Common Conditions That Cause Leg Pain 

  1. Shin splints are commonly seen in runners, those with flat feet, or those with rigid arches. When the muscles surrounding the shin bone become inflamed they cause pain in the legs known as shin splints. 
  2. Varicose veins develop when veins have to exert more work to return blood flow back to the heart. These blue, twisted looking veins can develop during pregnancy, from being overweight, or standing and sitting for extended periods of time. Legs can feel heavy, throbbing, and cramp if varicose veins are present. 
  3. Arthritis is a common condition that causes pain, swelling, and stiffness in the joints. Arthritis can reside in the knees, hips, and ankles, which can cause pain and discomfort even from everyday activities. There are many treatment options available to help reduce the inflammation and pain that comes with arthritis. 

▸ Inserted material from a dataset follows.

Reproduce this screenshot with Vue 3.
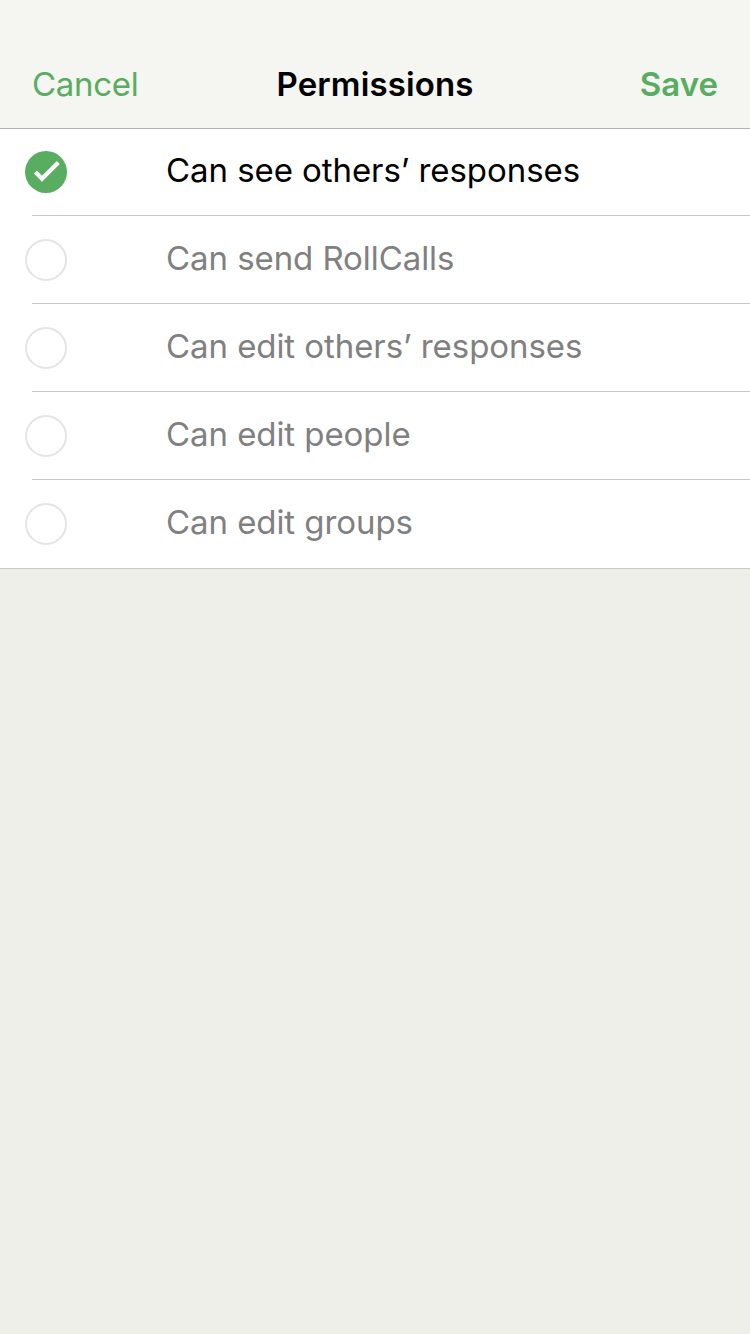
<script setup>
const permissions = [
  { label: 'Can see others’ responses', on: true },
  { label: 'Can send RollCalls', on: false },
  { label: 'Can edit others’ responses', on: false },
  { label: 'Can edit people', on: false },
  { label: 'Can edit groups', on: false },
]
</script>

<template>
  <div class="screen">
    <header class="nav">
      <span class="action cancel">Cancel</span>
      <h1 class="title">Permissions</h1>
      <span class="action save">Save</span>
    </header>
    <ul class="list">
      <li v-for="p in permissions" :key="p.label" class="row" :class="{ on: p.on }">
        <svg class="mark" width="42" height="42" viewBox="0 0 42 42">
          <template v-if="p.on">
            <circle cx="21" cy="21" r="21" fill="#58ad61" />
            <path d="M10.4 21.1 L17 27.7 L33.3 11.4" fill="none" stroke="#fff" stroke-width="4.2" />
          </template>
          <circle v-else cx="21" cy="21" r="20" fill="#fff" stroke="#e4e4e4" stroke-width="2" />
        </svg>
        <span class="label">{{ p.label }}</span>
      </li>
    </ul>
  </div>
</template>

<style>
body { background: #efefea; }
</style>

<style scoped>
.screen {
  width: 750px;
  height: 1334px;
  background: #efefea;
  font-family: Inter, sans-serif;
  font-size: 33px;
  line-height: 40px;
  letter-spacing: -0.07px;
}
.nav {
  box-sizing: border-box;
  height: 129px;
  padding: 40px 32px 0;
  display: grid;
  grid-template-columns: 1fr auto 1fr;
  align-items: center;
  background: #f5f5f1;
  border-bottom: 1px solid #b2b2b2;
  white-space: nowrap;
}
.action { color: #58ad61; }
.cancel { letter-spacing: -0.3px; }
.save { justify-self: end; font-weight: 600; letter-spacing: 0; }
.title { margin: 0; font-size: 33px; font-weight: 600; letter-spacing: 0.12px; }
.list {
  margin: 0;
  padding: 0;
  list-style: none;
  background: #fff;
  border-bottom: 1px solid #c8c7cc;
}
.row {
  box-sizing: border-box;
  height: 88px;
  margin-left: 32px;
  padding-top: 23px;
  display: flex;
  align-items: flex-start;
  color: #808080;
  border-bottom: 1px solid #c8c7cc;
}
.row:first-child { height: 87px; padding-top: 22px; }
.row:last-child { border-bottom: 0; }
.row.on { color: #000; }
.mark { margin-left: -7px; flex: none; }
.label { margin: -1px 0 0 99px; white-space: nowrap; }
</style>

Spinal Conditions That Cause Leg Pain

  1. Spinal Stenosis is a condition that causes the space between spinal vertebrae to narrow. As a result, this can put pressure on the surrounding nerves causing pain in various areas of the body. Tingling, numbness, weakness in the legs, and difficulty with balance can all be symptoms of this. 
  2. Sciatica is one of the most common types of pain affecting up to 40% of people at some point in their lifetime. A pinched nerve in the lower portion of the spine can cause pain that ranges from a small cramp to shooting pain down the legs that makes sitting and standing difficult. 

Additional Conditions

  1. Peripheral Artery Disease (PAD) affects 8-12 million individuals in the United States every year. This disease is more prevalent in those over 50 years of age. PAD causes a lack of blood flow to the limbs, particularly the legs, as a result of narrowed arteries. The legs and feet may feel cold, have a change in color, feel numb, weak, or cramp while walking. 
  2. Deep Vein Thrombosis (DVT) is a blood clot typically found in a vein in the lower leg or thigh. DVT can cause redness, swelling, and pain in the leg. The leg or site of the blood clot may also be warm to the touch. If left untreated, DVT can also lead to a pulmonary embolism, a blood clot in the lungs. It is estimated that up to 900,000 people in the United States experience DVT each year. 
  3. Peripheral Neuropathy occurs as a result of nerve damage. This can be a common side effect of diabetes and can cause numbness, weakness, or pins and needles sensations in the legs and feet. 
  4. Meralgia Paresthetica is a condition causing burning pain, tingling, and numbness in the outer thigh. The compression of the nerve that supplies sensation to the skin at the surface of the thigh causes Meralgia Paresthetica. Obesity, weight gain, and diabetes can cause Meralgia Paresthetica.